**OBJECTIVE**
Give back every line exactly as it appears, pictures excluded.

**SOURCE DATA**

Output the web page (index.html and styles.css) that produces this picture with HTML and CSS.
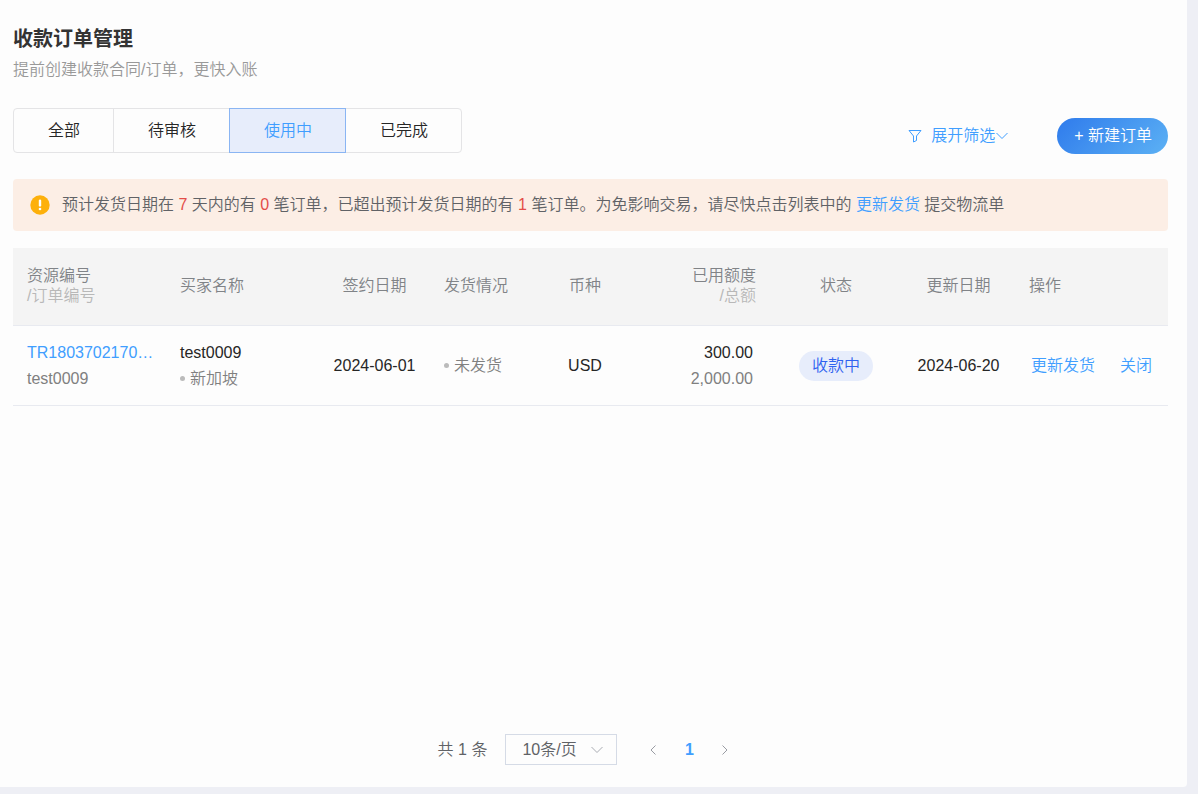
FILE: index.html
```html
<!DOCTYPE html>
<html lang="zh-CN">
<head>
<meta charset="utf-8">
<title>收款订单管理</title>
<link rel="stylesheet" href="styles.css">
</head>
<body>
<main class="card">
  <header class="heading">
    <h1 class="title">收款订单管理</h1>
    <p class="subtitle">提前创建收款合同/订单，更快入账</p>
  </header>

  <div class="toolbar">
    <div class="tabs">
      <button class="tab" type="button">全部</button>
      <button class="tab" type="button">待审核</button>
      <button class="tab tab-active" type="button">使用中</button>
      <button class="tab" type="button">已完成</button>
    </div>
    <div class="tools">
      <button class="filter" type="button">
        <svg class="filter-icon" width="14" height="14" viewBox="0 0 14 14"><path d="M1 1.5H13L8.5 7V11.5L5.5 13V7Z"/></svg>
        <span>展开筛选</span>
        <svg class="filter-arrow" width="12" height="8" viewBox="0 0 12 8"><path d="M0.5 1L6 6.5L11.5 1"/></svg>
      </button>
      <button class="create" type="button">+ 新建订单</button>
    </div>
  </div>

  <div class="notice">
    <svg class="notice-icon" width="20" height="20" viewBox="0 0 20 20"><circle cx="10" cy="10" r="9.7" fill="#fdb00b"/><path d="M10 5.8V10.4" stroke="#fff" stroke-width="2.4" stroke-linecap="round"/><circle cx="10" cy="14" r="1.3" fill="#fff"/></svg>
    <p class="notice-text">预计发货日期在 <span class="count">7</span> 天内的有 <span class="count">0</span> 笔订单，已超出预计发货日期的有 <span class="count">1</span> 笔订单。为免影响交易，请尽快点击列表中的 <a class="link" href="#">更新发货</a> 提交物流单</p>
  </div>

  <table class="orders">
    <colgroup>
      <col class="w-id"><col class="w-buyer"><col class="w-sign"><col class="w-ship"><col class="w-currency"><col class="w-amount"><col class="w-status"><col class="w-update"><col class="w-action">
    </colgroup>
    <thead>
      <tr>
        <th>资源编号<span class="sub">/订单编号</span></th>
        <th>买家名称</th>
        <th class="center">签约日期</th>
        <th>发货情况</th>
        <th class="center">币种</th>
        <th class="right">已用额度<span class="sub">/总额</span></th>
        <th class="center">状态</th>
        <th class="center">更新日期</th>
        <th>操作</th>
      </tr>
    </thead>
    <tbody>
      <tr>
        <td><a class="link order-id" href="#">TR1803702170…</a><div class="muted">test0009</div></td>
        <td><div>test0009</div><div class="muted dotted">新加坡</div></td>
        <td class="center">2024-06-01</td>
        <td><div class="muted dotted">未发货</div></td>
        <td class="center">USD</td>
        <td class="right amount"><div>300.00</div><div class="muted">2,000.00</div></td>
        <td class="center"><span class="badge">收款中</span></td>
        <td class="center">2024-06-20</td>
        <td><div class="actions"><a class="link" href="#">更新发货</a><a class="link" href="#">关闭</a></div></td>
      </tr>
    </tbody>
  </table>

  <nav class="pagination" aria-label="分页">
    <span class="total">共 1 条</span>
    <span class="page-size">
      <select class="size-select" aria-label="每页条数"><option>10条/页</option></select>
      <svg class="size-arrow" width="12" height="8" viewBox="0 0 12 8"><path d="M0.5 1L6 6.5L11.5 1"/></svg>
    </span>
    <span class="pager">
      <button class="page" type="button" aria-label="上一页"><svg width="6" height="10" viewBox="0 0 6 10"><path d="M5.5 0.5L1 5L5.5 9.5"/></svg></button>
      <button class="page page-current" type="button">1</button>
      <button class="page" type="button" aria-label="下一页"><svg width="6" height="10" viewBox="0 0 6 10"><path d="M0.5 0.5L5 5L0.5 9.5"/></svg></button>
    </span>
  </nav>
</main>
</body>
</html>
```
FILE: styles.css
```css
* { box-sizing: border-box; }

body {
  margin: 0;
  padding: 0 11px 7px 0;
  min-height: 100vh;
  display: flex;
  background: #eeeff5;
  color: #262626;
  font: 16px/24px "Liberation Sans", "Noto Sans CJK SC", sans-serif;
  font-weight: 350;
}

button, select { font: inherit; color: inherit; }
button { background: none; border: 0; padding: 0; cursor: pointer; }
h1, p { margin: 0; }
svg { fill: none; stroke: currentColor; }

.card {
  flex: 1;
  min-width: 0;
  display: flex;
  flex-direction: column;
  padding: 24px 19px 22px 13px;
  background: #fdfdfd;
  border-radius: 0 0 4px 0;
}

.title { font-size: 20px; line-height: 30px; font-weight: 700; color: #333; }
.subtitle { margin-top: 4px; color: #999; }

.toolbar { display: flex; justify-content: space-between; margin-top: 26px; }
.tabs { display: flex; height: 45px; }
.tab {
  padding: 1px 33px 0 34px;
  border: 1px solid #e4e4e6;
  margin-right: -1px;
}
.tab:first-child { border-radius: 4px 0 0 4px; }
.tab:last-child { border-radius: 0 4px 4px 0; margin-right: 0; }
.tab-active {
  position: relative;
  background: #e7edfb;
  border-color: #8ab5f3;
  color: #409eff;
}

.tools { display: flex; align-items: center; gap: 49px; margin-top: 10px; }
.filter { display: flex; align-items: center; color: #409eff; }
.filter-icon { margin-right: 9px; }
.filter-arrow { margin-left: 1px; }
.create {
  height: 36px;
  padding: 0 16px 0 17px;
  border-radius: 18px;
  background: linear-gradient(135deg, #2f7bec, #5cb1f4);
  color: #fff;
}

.notice {
  display: flex;
  align-items: center;
  gap: 12px;
  margin-top: 25px;
  padding: 14px 17px;
  border-radius: 4px;
  background: #fceee5;
  color: #606266;
}
.notice-icon { flex: none; stroke: none; }
.count { color: #e34d48; }
.link { color: #409eff; text-decoration: none; }

.orders {
  width: 100%;
  margin-top: 17px;
  table-layout: fixed;
  border-collapse: separate;
  border-spacing: 0;
}
.w-id, .w-buyer, .w-action { width: 153px; }
.w-sign { width: 111px; }
.w-ship { width: 100px; }
.w-currency { width: 110px; }
.w-amount { width: 130px; }
.w-status { width: 132px; }
.w-update { width: 113px; }

.orders th, .orders td {
  padding: 0 14px;
  border-bottom: 1px solid #e8eaf0;
  text-align: left;
  vertical-align: middle;
  white-space: nowrap;
}
.orders th {
  height: 78px;
  padding-bottom: 2px;
  background: #f4f4f4;
  color: #808387;
  font-weight: inherit;
  line-height: 20px;
}
.orders td { height: 80px; line-height: 26px; }
.orders .center { text-align: center; padding-left: 0; padding-right: 0; }
.orders .right { text-align: right; }
.orders .amount { padding-right: 17px; }
.sub { display: block; color: #b8b8b8; }
.muted { color: #808080; }
.order-id { display: block; }
.dotted { display: flex; align-items: center; gap: 5px; }
.dotted::before {
  content: "";
  width: 5px;
  height: 5px;
  border-radius: 50%;
  background: #bbb;
}
.badge {
  display: inline-block;
  padding: 2px 13px;
  border-radius: 16px;
  background: #e7edfb;
  color: #2f62f0;
}
.actions { display: flex; gap: 25px; padding-left: 2px; }

.pagination {
  display: flex;
  justify-content: center;
  align-items: center;
  gap: 18px;
  margin-top: auto;
  color: #606266;
}
.page-size { position: relative; }
.size-select {
  display: block;
  width: 112px;
  height: 31px;
  padding: 0 16px;
  border: 1px solid #d5dbe6;
  border-radius: 0;
  background: transparent;
  appearance: none;
}
.size-arrow {
  position: absolute;
  right: 14px;
  top: 12px;
  color: #a8abb2;
  pointer-events: none;
}
.pager { display: flex; }
.page {
  display: flex;
  align-items: center;
  justify-content: center;
  width: 36px;
  height: 28px;
  color: #999ca3;
}
.page-current { color: #409eff; font-weight: 700; }
```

**TASK ANSWER**
Output the web page (index.html and styles.css) that produces this picture with HTML and CSS.
FILE: index.html
```html
<!DOCTYPE html>
<html lang="zh-CN">
<head>
<meta charset="utf-8">
<title>收款订单管理</title>
<link rel="stylesheet" href="styles.css">
</head>
<body>
<main class="card">
  <header class="heading">
    <h1 class="title">收款订单管理</h1>
    <p class="subtitle">提前创建收款合同/订单，更快入账</p>
  </header>

  <div class="toolbar">
    <div class="tabs">
      <button class="tab" type="button">全部</button>
      <button class="tab" type="button">待审核</button>
      <button class="tab tab-active" type="button">使用中</button>
      <button class="tab" type="button">已完成</button>
    </div>
    <div class="tools">
      <button class="filter" type="button">
        <svg class="filter-icon" width="14" height="14" viewBox="0 0 14 14"><path d="M1 1.5H13L8.5 7V11.5L5.5 13V7Z"/></svg>
        <span>展开筛选</span>
        <svg class="filter-arrow" width="12" height="8" viewBox="0 0 12 8"><path d="M0.5 1L6 6.5L11.5 1"/></svg>
      </button>
      <button class="create" type="button">+ 新建订单</button>
    </div>
  </div>

  <div class="notice">
    <svg class="notice-icon" width="20" height="20" viewBox="0 0 20 20"><circle cx="10" cy="10" r="9.7" fill="#fdb00b"/><path d="M10 5.8V10.4" stroke="#fff" stroke-width="2.4" stroke-linecap="round"/><circle cx="10" cy="14" r="1.3" fill="#fff"/></svg>
    <p class="notice-text">预计发货日期在 <span class="count">7</span> 天内的有 <span class="count">0</span> 笔订单，已超出预计发货日期的有 <span class="count">1</span> 笔订单。为免影响交易，请尽快点击列表中的 <a class="link" href="#">更新发货</a> 提交物流单</p>
  </div>

  <table class="orders">
    <colgroup>
      <col class="w-id"><col class="w-buyer"><col class="w-sign"><col class="w-ship"><col class="w-currency"><col class="w-amount"><col class="w-status"><col class="w-update"><col class="w-action">
    </colgroup>
    <thead>
      <tr>
        <th>资源编号<span class="sub">/订单编号</span></th>
        <th>买家名称</th>
        <th class="center">签约日期</th>
        <th>发货情况</th>
        <th class="center">币种</th>
        <th class="right">已用额度<span class="sub">/总额</span></th>
        <th class="center">状态</th>
        <th class="center">更新日期</th>
        <th>操作</th>
      </tr>
    </thead>
    <tbody>
      <tr>
        <td><a class="link order-id" href="#">TR1803702170…</a><div class="muted">test0009</div></td>
        <td><div>test0009</div><div class="muted dotted">新加坡</div></td>
        <td class="center">2024-06-01</td>
        <td><div class="muted dotted">未发货</div></td>
        <td class="center">USD</td>
        <td class="right amount"><div>300.00</div><div class="muted">2,000.00</div></td>
        <td class="center"><span class="badge">收款中</span></td>
        <td class="center">2024-06-20</td>
        <td><div class="actions"><a class="link" href="#">更新发货</a><a class="link" href="#">关闭</a></div></td>
      </tr>
    </tbody>
  </table>

  <nav class="pagination" aria-label="分页">
    <span class="total">共 1 条</span>
    <span class="page-size">
      <select class="size-select" aria-label="每页条数"><option>10条/页</option></select>
      <svg class="size-arrow" width="12" height="8" viewBox="0 0 12 8"><path d="M0.5 1L6 6.5L11.5 1"/></svg>
    </span>
    <span class="pager">
      <button class="page" type="button" aria-label="上一页"><svg width="6" height="10" viewBox="0 0 6 10"><path d="M5.5 0.5L1 5L5.5 9.5"/></svg></button>
      <button class="page page-current" type="button">1</button>
      <button class="page" type="button" aria-label="下一页"><svg width="6" height="10" viewBox="0 0 6 10"><path d="M0.5 0.5L5 5L0.5 9.5"/></svg></button>
    </span>
  </nav>
</main>
</body>
</html>
```
FILE: styles.css
```css
* { box-sizing: border-box; }

body {
  margin: 0;
  padding: 0 11px 7px 0;
  min-height: 100vh;
  display: flex;
  background: #eeeff5;
  color: #262626;
  font: 16px/24px "Liberation Sans", "Noto Sans CJK SC", sans-serif;
  font-weight: 350;
}

button, select { font: inherit; color: inherit; }
button { background: none; border: 0; padding: 0; cursor: pointer; }
h1, p { margin: 0; }
svg { fill: none; stroke: currentColor; }

.card {
  flex: 1;
  min-width: 0;
  display: flex;
  flex-direction: column;
  padding: 24px 19px 22px 13px;
  background: #fdfdfd;
  border-radius: 0 0 4px 0;
}

.title { font-size: 20px; line-height: 30px; font-weight: 700; color: #333; }
.subtitle { margin-top: 4px; color: #999; }

.toolbar { display: flex; justify-content: space-between; margin-top: 26px; }
.tabs { display: flex; height: 45px; }
.tab {
  padding: 1px 33px 0 34px;
  border: 1px solid #e4e4e6;
  margin-right: -1px;
}
.tab:first-child { border-radius: 4px 0 0 4px; }
.tab:last-child { border-radius: 0 4px 4px 0; margin-right: 0; }
.tab-active {
  position: relative;
  background: #e7edfb;
  border-color: #8ab5f3;
  color: #409eff;
}

.tools { display: flex; align-items: center; gap: 49px; margin-top: 10px; }
.filter { display: flex; align-items: center; color: #409eff; }
.filter-icon { margin-right: 9px; }
.filter-arrow { margin-left: 1px; }
.create {
  height: 36px;
  padding: 0 16px 0 17px;
  border-radius: 18px;
  background: linear-gradient(135deg, #2f7bec, #5cb1f4);
  color: #fff;
}

.notice {
  display: flex;
  align-items: center;
  gap: 12px;
  margin-top: 25px;
  padding: 14px 17px;
  border-radius: 4px;
  background: #fceee5;
  color: #606266;
}
.notice-icon { flex: none; stroke: none; }
.count { color: #e34d48; }
.link { color: #409eff; text-decoration: none; }

.orders {
  width: 100%;
  margin-top: 17px;
  table-layout: fixed;
  border-collapse: separate;
  border-spacing: 0;
}
.w-id, .w-buyer, .w-action { width: 153px; }
.w-sign { width: 111px; }
.w-ship { width: 100px; }
.w-currency { width: 110px; }
.w-amount { width: 130px; }
.w-status { width: 132px; }
.w-update { width: 113px; }

.orders th, .orders td {
  padding: 0 14px;
  border-bottom: 1px solid #e8eaf0;
  text-align: left;
  vertical-align: middle;
  white-space: nowrap;
}
.orders th {
  height: 78px;
  padding-bottom: 2px;
  background: #f4f4f4;
  color: #808387;
  font-weight: inherit;
  line-height: 20px;
}
.orders td { height: 80px; line-height: 26px; }
.orders .center { text-align: center; padding-left: 0; padding-right: 0; }
.orders .right { text-align: right; }
.orders .amount { padding-right: 17px; }
.sub { display: block; color: #b8b8b8; }
.muted { color: #808080; }
.order-id { display: block; }
.dotted { display: flex; align-items: center; gap: 5px; }
.dotted::before {
  content: "";
  width: 5px;
  height: 5px;
  border-radius: 50%;
  background: #bbb;
}
.badge {
  display: inline-block;
  padding: 2px 13px;
  border-radius: 16px;
  background: #e7edfb;
  color: #2f62f0;
}
.actions { display: flex; gap: 25px; padding-left: 2px; }

.pagination {
  display: flex;
  justify-content: center;
  align-items: center;
  gap: 18px;
  margin-top: auto;
  color: #606266;
}
.page-size { position: relative; }
.size-select {
  display: block;
  width: 112px;
  height: 31px;
  padding: 0 16px;
  border: 1px solid #d5dbe6;
  border-radius: 0;
  background: transparent;
  appearance: none;
}
.size-arrow {
  position: absolute;
  right: 14px;
  top: 12px;
  color: #a8abb2;
  pointer-events: none;
}
.pager { display: flex; }
.page {
  display: flex;
  align-items: center;
  justify-content: center;
  width: 36px;
  height: 28px;
  color: #999ca3;
}
.page-current { color: #409eff; font-weight: 700; }
```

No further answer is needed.